What you should do — Print the records below exactly, from the line containing "Output the component" down to the line containing "MdMenu, MdWarningAmber, MdOutlineAssignment", both lines included, and omit every picture.

[Material for the task start]

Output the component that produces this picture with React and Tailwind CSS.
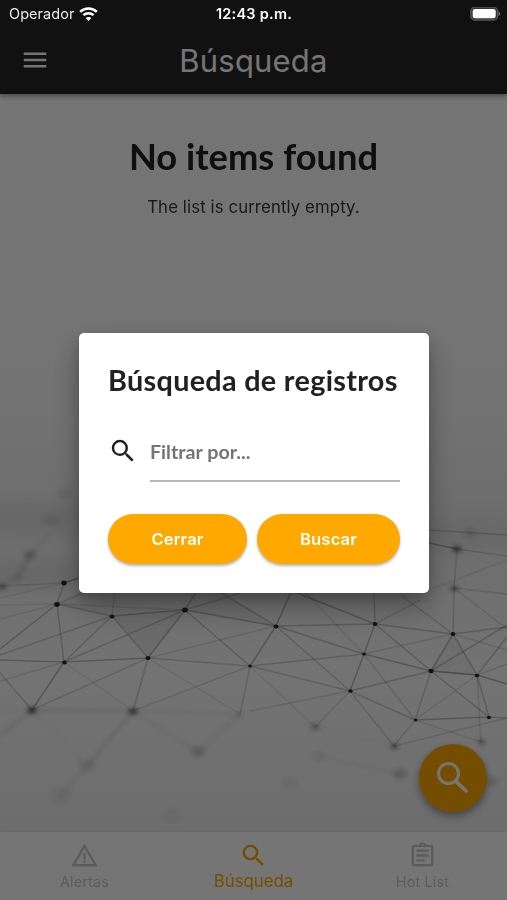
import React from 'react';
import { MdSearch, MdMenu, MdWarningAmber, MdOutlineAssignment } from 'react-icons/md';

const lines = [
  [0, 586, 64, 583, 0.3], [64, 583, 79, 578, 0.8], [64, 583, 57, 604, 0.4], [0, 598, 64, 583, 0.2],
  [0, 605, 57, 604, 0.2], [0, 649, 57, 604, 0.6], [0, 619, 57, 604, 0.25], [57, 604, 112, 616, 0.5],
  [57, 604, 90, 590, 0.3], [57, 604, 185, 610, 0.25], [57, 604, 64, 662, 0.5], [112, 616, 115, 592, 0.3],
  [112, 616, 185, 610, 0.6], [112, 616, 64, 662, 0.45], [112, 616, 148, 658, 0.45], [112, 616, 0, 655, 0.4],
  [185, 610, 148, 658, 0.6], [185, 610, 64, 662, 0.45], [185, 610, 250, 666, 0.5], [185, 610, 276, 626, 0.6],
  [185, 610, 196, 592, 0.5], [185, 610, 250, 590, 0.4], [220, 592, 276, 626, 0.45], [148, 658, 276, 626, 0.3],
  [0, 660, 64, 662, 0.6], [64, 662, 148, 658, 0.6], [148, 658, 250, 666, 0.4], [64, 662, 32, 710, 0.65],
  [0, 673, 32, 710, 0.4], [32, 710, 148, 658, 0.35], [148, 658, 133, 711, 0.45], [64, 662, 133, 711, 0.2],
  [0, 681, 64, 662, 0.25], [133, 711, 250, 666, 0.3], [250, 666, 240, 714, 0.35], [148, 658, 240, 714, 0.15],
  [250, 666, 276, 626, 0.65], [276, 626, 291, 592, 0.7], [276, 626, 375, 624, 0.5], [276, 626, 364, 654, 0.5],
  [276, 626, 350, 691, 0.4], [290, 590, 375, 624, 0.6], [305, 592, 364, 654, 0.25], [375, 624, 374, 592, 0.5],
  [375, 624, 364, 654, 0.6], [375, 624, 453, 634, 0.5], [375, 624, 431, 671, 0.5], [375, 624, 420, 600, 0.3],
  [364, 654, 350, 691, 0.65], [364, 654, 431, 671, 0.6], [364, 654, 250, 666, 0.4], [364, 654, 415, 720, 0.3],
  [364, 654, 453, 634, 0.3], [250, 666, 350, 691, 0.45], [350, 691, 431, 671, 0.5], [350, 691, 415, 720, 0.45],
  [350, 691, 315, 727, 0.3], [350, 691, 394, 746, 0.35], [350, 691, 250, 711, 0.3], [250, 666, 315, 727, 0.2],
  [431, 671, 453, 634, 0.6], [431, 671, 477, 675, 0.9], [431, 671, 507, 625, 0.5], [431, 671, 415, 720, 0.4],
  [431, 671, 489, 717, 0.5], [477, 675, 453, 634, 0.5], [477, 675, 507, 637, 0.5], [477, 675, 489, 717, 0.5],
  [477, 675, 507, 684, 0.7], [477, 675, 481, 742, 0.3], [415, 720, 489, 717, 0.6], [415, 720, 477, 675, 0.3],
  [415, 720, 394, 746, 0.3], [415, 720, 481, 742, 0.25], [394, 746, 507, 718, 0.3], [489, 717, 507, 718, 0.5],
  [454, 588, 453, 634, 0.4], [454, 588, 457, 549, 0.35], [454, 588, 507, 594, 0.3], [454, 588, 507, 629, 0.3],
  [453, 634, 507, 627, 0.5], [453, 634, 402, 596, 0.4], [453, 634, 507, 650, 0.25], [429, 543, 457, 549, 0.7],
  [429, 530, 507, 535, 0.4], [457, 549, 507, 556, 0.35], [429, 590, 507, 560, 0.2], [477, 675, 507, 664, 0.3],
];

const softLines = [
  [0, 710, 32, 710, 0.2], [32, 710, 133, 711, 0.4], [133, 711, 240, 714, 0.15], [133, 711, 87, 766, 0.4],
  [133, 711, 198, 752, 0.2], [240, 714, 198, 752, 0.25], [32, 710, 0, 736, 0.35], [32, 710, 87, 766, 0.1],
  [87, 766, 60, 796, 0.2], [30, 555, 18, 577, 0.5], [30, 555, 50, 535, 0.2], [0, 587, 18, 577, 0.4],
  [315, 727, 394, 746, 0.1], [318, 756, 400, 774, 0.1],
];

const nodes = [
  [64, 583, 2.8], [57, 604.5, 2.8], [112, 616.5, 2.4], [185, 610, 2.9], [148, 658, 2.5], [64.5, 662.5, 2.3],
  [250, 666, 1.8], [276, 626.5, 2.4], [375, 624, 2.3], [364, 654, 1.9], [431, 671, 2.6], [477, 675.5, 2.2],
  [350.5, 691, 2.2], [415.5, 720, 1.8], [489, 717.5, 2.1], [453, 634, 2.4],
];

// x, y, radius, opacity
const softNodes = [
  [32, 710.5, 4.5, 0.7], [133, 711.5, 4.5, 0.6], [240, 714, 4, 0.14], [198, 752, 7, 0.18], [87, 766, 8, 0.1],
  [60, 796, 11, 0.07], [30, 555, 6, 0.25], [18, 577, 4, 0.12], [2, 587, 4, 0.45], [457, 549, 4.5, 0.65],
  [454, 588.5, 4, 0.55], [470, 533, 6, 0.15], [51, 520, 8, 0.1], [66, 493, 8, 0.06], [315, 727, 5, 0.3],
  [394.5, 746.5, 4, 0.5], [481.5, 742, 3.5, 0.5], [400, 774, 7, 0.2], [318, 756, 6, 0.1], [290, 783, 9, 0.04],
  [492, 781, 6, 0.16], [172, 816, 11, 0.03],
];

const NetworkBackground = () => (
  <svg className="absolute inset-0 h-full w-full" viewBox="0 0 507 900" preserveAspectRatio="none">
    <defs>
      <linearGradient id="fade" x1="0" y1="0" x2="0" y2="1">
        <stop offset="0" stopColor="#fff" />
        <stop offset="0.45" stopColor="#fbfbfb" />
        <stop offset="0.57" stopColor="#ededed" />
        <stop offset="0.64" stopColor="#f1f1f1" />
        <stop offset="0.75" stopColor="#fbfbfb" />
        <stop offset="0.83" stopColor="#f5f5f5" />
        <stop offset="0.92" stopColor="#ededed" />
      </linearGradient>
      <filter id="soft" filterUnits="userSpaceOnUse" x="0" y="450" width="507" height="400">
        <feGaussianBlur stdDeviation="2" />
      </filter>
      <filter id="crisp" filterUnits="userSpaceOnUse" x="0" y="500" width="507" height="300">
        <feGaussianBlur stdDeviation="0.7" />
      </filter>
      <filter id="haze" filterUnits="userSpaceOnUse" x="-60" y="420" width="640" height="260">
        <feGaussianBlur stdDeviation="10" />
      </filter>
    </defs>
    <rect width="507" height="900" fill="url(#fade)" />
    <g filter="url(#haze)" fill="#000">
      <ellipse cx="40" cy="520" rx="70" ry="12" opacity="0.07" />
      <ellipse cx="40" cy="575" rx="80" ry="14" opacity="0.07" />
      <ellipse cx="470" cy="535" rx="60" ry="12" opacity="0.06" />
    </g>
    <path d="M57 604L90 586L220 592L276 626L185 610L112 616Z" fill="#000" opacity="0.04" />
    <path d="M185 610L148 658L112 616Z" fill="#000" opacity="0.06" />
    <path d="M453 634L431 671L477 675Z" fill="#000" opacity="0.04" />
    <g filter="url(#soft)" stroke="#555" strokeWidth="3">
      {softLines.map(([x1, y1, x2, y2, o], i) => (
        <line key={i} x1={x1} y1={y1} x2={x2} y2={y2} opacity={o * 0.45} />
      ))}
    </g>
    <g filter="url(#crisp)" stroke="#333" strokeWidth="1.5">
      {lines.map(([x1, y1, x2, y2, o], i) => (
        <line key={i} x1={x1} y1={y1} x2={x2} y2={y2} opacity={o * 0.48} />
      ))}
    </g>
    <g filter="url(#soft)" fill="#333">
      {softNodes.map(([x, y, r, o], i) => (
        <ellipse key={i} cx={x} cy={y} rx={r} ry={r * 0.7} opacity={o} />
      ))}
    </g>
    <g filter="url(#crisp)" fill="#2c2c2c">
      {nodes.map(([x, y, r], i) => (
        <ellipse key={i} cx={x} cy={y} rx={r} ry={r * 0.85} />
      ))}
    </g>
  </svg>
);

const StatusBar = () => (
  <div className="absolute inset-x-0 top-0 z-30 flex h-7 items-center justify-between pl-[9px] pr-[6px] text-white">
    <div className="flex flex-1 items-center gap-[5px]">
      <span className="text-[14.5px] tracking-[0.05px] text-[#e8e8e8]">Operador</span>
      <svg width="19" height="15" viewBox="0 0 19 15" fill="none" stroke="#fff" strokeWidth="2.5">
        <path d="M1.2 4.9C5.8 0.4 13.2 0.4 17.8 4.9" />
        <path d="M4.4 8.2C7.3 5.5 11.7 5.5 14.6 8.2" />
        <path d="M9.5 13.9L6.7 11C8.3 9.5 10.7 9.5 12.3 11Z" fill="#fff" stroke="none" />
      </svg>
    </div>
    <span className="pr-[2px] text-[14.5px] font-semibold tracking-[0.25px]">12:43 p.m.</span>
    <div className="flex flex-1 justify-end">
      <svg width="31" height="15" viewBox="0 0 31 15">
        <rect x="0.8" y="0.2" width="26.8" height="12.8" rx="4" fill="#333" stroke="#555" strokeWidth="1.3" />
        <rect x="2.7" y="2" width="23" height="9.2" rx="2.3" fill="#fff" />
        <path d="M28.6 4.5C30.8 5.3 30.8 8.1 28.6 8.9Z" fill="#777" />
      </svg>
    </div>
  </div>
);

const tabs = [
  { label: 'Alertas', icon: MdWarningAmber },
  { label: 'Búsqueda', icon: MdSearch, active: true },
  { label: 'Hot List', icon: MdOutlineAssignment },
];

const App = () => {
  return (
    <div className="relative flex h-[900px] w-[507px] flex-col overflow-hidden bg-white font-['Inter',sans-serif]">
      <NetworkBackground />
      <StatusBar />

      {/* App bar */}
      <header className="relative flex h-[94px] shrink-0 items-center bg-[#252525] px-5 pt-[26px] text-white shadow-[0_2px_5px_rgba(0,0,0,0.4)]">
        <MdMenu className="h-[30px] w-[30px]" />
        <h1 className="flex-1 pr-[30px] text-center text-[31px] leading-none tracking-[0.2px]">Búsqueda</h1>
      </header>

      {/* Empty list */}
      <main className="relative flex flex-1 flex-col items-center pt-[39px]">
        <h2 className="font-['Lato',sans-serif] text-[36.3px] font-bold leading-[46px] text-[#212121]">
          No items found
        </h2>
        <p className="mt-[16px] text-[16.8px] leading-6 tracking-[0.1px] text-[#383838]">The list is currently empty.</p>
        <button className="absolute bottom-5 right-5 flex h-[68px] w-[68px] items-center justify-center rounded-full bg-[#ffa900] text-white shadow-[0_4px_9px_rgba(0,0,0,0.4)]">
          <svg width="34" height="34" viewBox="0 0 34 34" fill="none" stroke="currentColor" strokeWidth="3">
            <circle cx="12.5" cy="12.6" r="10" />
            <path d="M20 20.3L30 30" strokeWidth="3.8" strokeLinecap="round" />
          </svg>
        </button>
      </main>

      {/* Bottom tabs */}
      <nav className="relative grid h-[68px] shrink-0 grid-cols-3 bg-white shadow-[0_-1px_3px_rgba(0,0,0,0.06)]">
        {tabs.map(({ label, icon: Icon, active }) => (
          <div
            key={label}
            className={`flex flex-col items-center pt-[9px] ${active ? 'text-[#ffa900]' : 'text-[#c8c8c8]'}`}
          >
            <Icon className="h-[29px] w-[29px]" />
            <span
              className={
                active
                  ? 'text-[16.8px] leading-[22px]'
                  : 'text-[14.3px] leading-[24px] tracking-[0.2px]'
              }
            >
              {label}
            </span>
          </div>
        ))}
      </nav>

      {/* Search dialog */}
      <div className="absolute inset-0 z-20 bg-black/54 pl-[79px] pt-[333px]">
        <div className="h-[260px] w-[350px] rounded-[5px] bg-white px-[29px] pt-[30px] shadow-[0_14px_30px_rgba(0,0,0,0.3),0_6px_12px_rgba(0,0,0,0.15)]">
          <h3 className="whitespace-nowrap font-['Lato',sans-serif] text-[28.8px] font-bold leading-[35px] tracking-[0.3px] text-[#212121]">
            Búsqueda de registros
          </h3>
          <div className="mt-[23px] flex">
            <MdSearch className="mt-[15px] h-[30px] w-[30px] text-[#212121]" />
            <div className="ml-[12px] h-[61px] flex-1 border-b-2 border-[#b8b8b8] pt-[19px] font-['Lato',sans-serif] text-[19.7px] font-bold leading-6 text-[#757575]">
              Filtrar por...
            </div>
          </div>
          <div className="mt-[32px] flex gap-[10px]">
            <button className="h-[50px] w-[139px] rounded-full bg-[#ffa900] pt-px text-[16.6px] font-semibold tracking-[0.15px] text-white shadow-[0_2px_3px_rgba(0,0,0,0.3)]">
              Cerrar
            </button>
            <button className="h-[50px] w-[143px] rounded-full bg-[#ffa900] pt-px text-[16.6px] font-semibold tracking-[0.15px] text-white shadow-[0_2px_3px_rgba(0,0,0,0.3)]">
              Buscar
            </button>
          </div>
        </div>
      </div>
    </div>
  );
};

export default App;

[Material for the task end]
[Material for the task start]

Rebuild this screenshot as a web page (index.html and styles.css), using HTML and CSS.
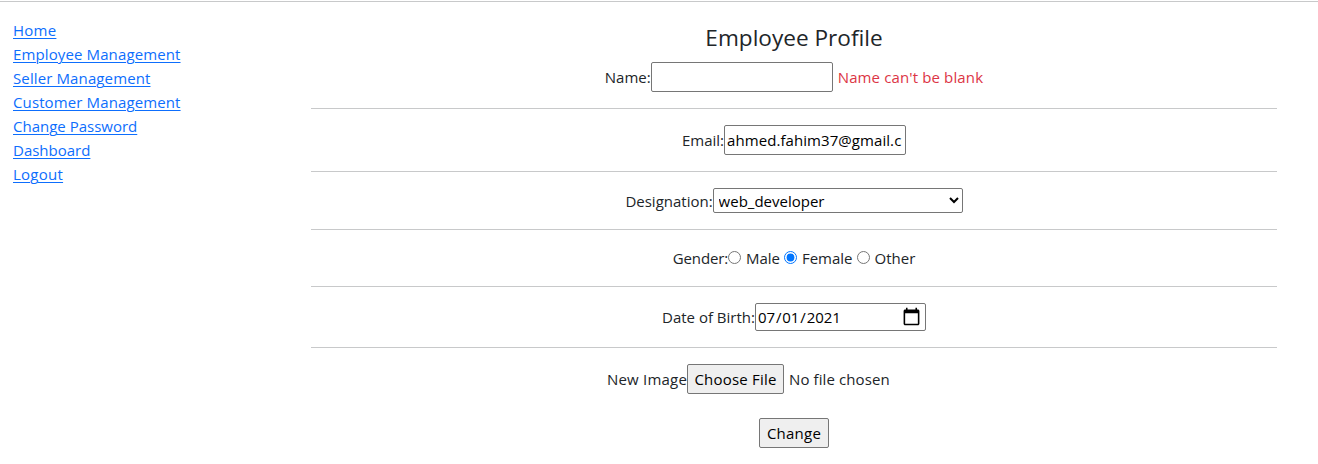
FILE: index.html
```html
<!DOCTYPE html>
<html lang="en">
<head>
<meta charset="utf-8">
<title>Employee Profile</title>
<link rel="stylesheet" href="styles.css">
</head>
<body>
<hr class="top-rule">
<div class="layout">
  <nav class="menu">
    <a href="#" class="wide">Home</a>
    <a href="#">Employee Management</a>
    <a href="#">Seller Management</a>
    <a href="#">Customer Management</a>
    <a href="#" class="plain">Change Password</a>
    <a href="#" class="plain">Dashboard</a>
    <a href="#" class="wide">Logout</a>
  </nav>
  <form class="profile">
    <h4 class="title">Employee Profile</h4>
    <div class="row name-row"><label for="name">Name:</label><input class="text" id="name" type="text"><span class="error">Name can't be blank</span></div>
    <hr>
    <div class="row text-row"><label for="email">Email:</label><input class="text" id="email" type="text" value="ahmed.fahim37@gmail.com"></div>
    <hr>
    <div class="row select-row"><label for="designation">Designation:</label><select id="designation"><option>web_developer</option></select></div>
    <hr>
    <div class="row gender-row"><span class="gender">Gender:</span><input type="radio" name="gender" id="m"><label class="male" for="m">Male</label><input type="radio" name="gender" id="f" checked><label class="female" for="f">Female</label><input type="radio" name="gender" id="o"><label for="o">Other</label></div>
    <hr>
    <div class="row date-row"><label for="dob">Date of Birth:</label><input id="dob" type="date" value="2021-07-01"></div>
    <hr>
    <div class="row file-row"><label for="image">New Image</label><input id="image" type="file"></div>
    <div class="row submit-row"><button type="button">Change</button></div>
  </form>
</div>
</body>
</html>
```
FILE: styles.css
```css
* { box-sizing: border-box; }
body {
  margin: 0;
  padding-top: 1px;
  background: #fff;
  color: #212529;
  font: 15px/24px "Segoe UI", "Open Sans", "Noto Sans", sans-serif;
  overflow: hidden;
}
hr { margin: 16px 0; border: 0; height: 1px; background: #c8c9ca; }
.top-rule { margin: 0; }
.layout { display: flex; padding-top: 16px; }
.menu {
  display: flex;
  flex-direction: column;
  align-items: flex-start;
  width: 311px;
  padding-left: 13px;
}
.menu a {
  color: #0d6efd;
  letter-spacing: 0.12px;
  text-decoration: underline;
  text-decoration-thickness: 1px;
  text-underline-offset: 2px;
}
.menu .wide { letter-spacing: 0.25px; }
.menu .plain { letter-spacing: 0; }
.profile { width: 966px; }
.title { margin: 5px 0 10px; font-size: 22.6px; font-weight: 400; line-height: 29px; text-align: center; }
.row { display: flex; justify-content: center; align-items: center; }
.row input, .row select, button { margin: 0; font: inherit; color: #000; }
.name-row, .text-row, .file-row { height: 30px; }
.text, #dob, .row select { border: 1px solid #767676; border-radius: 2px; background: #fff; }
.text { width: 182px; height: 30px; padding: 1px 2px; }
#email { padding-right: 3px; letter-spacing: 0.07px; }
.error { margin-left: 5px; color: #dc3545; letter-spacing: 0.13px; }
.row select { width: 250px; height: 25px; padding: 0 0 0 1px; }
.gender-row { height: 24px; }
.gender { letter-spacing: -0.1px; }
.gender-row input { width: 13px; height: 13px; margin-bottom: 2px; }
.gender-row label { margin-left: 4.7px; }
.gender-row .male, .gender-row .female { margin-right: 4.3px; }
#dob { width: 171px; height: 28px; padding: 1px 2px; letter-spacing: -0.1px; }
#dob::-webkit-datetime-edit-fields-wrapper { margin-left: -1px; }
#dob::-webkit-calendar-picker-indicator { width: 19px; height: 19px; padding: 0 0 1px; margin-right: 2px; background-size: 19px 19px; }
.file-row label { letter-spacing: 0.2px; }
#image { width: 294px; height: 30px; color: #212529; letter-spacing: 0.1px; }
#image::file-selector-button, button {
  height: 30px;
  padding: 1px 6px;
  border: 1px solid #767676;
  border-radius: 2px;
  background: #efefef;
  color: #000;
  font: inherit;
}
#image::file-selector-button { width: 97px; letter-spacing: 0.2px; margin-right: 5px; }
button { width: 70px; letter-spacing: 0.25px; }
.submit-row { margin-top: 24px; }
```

[Material for the task end]

Exercise response —
Output the component that produces this picture with React and Tailwind CSS.
import React from 'react';
import { MdSearch, MdMenu, MdWarningAmber, MdOutlineAssignment } from 'react-icons/md';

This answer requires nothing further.